The European Parliament has pushed for new EU rules that would encourage consumers to repair devices instead of replacing them. The aim is to enable easier repair, reduce waste and support the repair sector and encourage more sustainable consumption. 590 deputies voted for this negotiating position, 15 were against, and 15 abstained.
The Right to Repair proposal complements the Ecodesign and Consumer Empowerment initiatives for the Green Transition and was created in response to a number of recommendations from citizens on promoting the right to repair, ensuring long-term and sustainable use of products, information on repairs, measures to eliminate premature and planned obsolescence, providing longer warranties, providing access to spare parts, incentives for longer product use and efforts for a more sustainable and circular economy, the European Parliament announced today.
With the position voted today, MEPs encourage consumers to repair devices instead of replacing them. Under the proposed new rules, sellers would have to give priority to repair during the warranty period if it will be cheaper or cost the same as a new product, unless the repair is not feasible or convenient for the consumer. The European Parliament also proposes to extend the product warranty by one year after repair.
Why extend the life of broken appliances?

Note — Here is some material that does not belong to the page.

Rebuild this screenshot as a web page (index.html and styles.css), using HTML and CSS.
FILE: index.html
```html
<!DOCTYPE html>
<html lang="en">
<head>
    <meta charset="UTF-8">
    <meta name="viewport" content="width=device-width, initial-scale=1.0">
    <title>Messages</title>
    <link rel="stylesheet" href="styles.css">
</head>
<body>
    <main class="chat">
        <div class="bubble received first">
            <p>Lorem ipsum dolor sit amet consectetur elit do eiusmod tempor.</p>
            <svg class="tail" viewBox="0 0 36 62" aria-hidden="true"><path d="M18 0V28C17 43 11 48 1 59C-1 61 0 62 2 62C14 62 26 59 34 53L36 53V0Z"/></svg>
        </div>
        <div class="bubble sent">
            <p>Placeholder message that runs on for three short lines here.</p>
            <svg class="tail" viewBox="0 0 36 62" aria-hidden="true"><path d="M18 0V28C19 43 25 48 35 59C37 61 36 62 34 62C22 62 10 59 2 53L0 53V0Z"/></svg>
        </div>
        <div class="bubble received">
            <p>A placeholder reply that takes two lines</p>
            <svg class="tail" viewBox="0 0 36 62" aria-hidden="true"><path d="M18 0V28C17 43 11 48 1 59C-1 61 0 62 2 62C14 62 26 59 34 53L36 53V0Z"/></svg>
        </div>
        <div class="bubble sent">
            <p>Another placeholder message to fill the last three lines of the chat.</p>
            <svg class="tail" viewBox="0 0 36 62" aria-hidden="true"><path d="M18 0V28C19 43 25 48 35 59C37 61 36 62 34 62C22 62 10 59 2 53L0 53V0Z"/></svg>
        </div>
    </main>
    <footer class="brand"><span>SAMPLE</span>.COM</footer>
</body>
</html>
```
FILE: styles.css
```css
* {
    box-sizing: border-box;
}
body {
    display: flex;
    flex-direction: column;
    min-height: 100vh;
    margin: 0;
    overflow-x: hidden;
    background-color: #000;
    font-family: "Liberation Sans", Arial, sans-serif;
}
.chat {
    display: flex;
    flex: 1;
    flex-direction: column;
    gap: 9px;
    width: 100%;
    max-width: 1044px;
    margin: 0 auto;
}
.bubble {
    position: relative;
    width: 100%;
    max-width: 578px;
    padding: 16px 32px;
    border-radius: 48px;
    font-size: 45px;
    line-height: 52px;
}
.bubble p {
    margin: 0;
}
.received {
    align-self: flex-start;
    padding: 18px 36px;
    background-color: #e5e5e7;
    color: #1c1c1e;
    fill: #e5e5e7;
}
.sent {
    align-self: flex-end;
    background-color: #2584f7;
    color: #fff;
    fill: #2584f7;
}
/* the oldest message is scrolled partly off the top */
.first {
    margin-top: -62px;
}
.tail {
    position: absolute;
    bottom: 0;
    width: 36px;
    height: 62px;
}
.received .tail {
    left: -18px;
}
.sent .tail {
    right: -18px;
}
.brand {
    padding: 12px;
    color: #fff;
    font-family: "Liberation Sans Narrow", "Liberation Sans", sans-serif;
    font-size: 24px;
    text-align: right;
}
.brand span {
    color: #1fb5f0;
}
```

Consumers would have the right to request repair of products such as washing machines, vacuum cleaners, smartphones and bicycles after the warranty has expired. To make repairs a more attractive option for consumers, manufacturers should allow them to borrow a replacement device during the repair. If the product could not be repaired, we could offer them a refurbished product.
“High costs, difficulties in accessing repair, or product design features that prevent repair often turn consumers away from it. Parliament’s position is that independent repairers, refurbishers and end consumers should have access to all spare parts and repair information and tools at a reasonable cost.” they wrote in the European Parliament.

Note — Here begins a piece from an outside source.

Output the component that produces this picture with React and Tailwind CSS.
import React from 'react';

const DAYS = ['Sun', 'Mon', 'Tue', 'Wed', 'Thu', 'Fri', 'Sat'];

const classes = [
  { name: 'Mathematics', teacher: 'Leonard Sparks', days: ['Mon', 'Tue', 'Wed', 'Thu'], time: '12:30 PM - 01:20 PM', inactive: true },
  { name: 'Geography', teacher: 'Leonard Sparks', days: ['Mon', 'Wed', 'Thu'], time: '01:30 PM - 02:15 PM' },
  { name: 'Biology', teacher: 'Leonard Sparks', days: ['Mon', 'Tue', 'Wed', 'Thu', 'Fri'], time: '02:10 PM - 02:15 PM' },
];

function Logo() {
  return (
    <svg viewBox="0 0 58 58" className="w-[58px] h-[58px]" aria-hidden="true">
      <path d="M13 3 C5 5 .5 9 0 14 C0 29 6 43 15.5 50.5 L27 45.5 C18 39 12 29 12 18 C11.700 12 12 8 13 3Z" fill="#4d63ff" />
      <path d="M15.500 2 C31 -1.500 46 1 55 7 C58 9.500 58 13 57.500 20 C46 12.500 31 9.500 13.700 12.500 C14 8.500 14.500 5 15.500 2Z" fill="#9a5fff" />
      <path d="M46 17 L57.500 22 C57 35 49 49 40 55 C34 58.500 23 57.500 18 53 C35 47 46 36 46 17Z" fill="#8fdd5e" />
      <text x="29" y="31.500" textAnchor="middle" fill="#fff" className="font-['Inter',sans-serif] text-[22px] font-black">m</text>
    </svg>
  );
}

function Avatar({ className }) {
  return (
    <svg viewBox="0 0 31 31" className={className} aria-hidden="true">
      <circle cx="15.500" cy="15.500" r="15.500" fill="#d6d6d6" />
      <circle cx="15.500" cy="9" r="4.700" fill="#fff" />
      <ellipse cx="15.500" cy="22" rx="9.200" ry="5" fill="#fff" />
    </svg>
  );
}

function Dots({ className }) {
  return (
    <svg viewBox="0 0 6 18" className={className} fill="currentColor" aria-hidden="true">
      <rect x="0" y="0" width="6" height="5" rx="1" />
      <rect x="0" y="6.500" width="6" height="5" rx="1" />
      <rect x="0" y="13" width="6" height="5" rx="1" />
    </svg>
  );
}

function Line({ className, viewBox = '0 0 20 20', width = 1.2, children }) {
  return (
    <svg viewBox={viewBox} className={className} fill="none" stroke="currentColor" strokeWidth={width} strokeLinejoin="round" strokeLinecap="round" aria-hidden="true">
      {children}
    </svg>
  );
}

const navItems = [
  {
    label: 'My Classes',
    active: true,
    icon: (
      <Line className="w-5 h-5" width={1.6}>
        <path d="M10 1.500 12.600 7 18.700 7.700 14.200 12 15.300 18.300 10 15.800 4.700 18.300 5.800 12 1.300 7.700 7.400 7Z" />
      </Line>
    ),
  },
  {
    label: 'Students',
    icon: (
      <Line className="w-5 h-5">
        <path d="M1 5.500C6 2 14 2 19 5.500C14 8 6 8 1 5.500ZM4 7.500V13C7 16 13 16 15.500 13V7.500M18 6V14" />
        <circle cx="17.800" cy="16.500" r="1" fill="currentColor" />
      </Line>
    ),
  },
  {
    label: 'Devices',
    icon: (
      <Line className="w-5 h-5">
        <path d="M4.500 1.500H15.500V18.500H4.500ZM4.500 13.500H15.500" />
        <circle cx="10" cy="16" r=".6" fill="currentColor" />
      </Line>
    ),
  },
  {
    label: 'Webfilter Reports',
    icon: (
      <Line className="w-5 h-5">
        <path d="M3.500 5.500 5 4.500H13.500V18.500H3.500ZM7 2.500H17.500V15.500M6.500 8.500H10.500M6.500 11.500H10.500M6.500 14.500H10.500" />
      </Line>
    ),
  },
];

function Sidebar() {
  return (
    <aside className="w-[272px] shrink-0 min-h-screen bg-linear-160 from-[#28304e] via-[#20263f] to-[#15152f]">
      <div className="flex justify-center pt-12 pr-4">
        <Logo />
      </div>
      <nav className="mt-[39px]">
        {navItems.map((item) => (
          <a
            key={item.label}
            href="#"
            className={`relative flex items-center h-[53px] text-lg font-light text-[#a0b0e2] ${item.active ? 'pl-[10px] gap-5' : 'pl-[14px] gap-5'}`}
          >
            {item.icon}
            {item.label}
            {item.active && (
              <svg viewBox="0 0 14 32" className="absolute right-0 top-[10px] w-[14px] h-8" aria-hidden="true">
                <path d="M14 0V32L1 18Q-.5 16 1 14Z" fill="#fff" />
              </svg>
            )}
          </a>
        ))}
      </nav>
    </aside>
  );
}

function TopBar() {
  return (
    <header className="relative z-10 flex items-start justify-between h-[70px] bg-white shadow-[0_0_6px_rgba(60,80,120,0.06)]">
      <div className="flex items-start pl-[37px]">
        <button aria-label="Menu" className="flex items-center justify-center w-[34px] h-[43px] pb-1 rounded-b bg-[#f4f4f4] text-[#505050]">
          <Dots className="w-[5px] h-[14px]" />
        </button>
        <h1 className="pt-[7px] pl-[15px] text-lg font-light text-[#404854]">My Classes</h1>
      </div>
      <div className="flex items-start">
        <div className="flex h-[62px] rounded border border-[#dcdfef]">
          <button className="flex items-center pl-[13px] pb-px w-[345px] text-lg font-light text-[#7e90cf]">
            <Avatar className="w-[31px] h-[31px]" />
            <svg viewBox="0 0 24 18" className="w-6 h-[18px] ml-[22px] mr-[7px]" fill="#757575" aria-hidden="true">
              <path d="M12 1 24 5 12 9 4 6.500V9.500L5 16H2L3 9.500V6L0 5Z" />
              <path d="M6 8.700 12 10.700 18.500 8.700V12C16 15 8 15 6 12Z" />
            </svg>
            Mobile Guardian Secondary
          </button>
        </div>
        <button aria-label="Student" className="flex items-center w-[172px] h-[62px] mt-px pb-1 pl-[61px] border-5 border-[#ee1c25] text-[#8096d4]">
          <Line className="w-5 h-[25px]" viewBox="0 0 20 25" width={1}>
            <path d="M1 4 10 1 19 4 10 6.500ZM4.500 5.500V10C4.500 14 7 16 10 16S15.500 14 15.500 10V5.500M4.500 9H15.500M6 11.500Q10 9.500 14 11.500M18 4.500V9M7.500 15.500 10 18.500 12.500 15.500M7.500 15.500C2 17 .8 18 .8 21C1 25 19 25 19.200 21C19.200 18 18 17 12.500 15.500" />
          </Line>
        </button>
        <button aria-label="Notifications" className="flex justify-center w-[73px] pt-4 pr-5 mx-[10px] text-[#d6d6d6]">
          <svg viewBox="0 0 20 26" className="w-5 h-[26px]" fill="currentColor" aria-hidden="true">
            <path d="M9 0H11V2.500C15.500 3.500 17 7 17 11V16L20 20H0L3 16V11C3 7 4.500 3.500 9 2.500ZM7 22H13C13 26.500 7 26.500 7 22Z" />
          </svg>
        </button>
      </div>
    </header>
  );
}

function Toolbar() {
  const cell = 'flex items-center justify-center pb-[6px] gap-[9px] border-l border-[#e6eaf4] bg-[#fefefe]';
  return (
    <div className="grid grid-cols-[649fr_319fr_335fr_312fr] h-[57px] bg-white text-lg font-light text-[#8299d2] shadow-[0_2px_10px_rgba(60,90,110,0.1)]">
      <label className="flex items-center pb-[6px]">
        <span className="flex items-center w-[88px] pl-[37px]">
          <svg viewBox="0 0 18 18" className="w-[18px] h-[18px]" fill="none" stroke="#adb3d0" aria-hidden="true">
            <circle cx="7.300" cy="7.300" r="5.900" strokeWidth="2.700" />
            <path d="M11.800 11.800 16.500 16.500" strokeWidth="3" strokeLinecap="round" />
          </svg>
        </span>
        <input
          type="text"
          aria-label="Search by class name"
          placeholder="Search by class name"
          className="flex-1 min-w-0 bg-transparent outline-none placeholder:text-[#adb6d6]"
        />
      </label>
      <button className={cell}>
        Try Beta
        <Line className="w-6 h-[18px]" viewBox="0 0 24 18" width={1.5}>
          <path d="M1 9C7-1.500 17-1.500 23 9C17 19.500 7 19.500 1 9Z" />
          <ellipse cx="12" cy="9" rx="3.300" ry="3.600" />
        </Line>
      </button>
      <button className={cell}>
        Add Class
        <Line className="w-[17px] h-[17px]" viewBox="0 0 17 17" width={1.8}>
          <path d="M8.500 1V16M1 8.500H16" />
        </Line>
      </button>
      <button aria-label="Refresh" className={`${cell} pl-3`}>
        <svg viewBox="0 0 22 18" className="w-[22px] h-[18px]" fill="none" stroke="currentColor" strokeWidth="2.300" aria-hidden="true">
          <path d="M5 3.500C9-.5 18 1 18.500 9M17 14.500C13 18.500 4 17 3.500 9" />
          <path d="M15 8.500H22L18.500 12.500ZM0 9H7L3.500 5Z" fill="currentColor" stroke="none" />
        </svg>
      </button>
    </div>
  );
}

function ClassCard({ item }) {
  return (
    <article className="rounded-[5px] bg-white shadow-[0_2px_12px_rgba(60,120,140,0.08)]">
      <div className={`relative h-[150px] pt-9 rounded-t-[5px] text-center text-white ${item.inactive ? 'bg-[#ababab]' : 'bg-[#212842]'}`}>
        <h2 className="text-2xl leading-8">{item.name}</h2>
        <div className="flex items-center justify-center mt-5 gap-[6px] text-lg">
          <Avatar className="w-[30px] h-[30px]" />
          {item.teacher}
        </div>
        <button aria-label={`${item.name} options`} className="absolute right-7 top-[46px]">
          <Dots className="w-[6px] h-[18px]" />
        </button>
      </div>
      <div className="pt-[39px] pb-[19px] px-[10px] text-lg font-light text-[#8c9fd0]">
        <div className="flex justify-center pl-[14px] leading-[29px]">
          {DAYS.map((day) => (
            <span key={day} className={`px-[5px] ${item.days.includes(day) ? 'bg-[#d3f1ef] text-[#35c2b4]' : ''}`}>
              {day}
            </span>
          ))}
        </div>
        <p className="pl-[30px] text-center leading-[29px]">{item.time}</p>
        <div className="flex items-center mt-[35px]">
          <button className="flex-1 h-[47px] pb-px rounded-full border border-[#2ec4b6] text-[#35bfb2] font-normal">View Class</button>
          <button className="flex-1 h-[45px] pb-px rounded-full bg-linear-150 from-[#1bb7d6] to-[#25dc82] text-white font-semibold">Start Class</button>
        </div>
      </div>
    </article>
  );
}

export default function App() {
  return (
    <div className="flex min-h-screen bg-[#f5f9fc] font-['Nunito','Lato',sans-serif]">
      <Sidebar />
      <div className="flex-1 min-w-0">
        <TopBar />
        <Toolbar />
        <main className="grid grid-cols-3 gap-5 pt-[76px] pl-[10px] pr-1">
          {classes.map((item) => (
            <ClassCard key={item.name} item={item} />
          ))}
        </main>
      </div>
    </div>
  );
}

Is a new purchase really cheaper than a repair?
They added that online platforms in member states would help consumers find local repairers, repair shops and remanufactured sellers in their area. To make repairs more affordable and attractive, MEPs propose offering vouchers and other financial incentives to consumers through national repair funds.
The EU Council is expected to adopt its negotiating position on Wednesday, after which talks with Parliament will begin. The first meeting is expected to take place on December 7.
In the EU, 261 million tons of CO2 emissions and 35 million tons of waste are produced every year due to discarded products that could be repaired, and 30 million tons of resources are consumed. Consumers who decide to exchange goods instead of repairing them lose about 12 billion euros every year. The results of a study by the European Commission show that 77 percent of European citizens would rather repair the product than buy a new one, they said today in the European Parliament.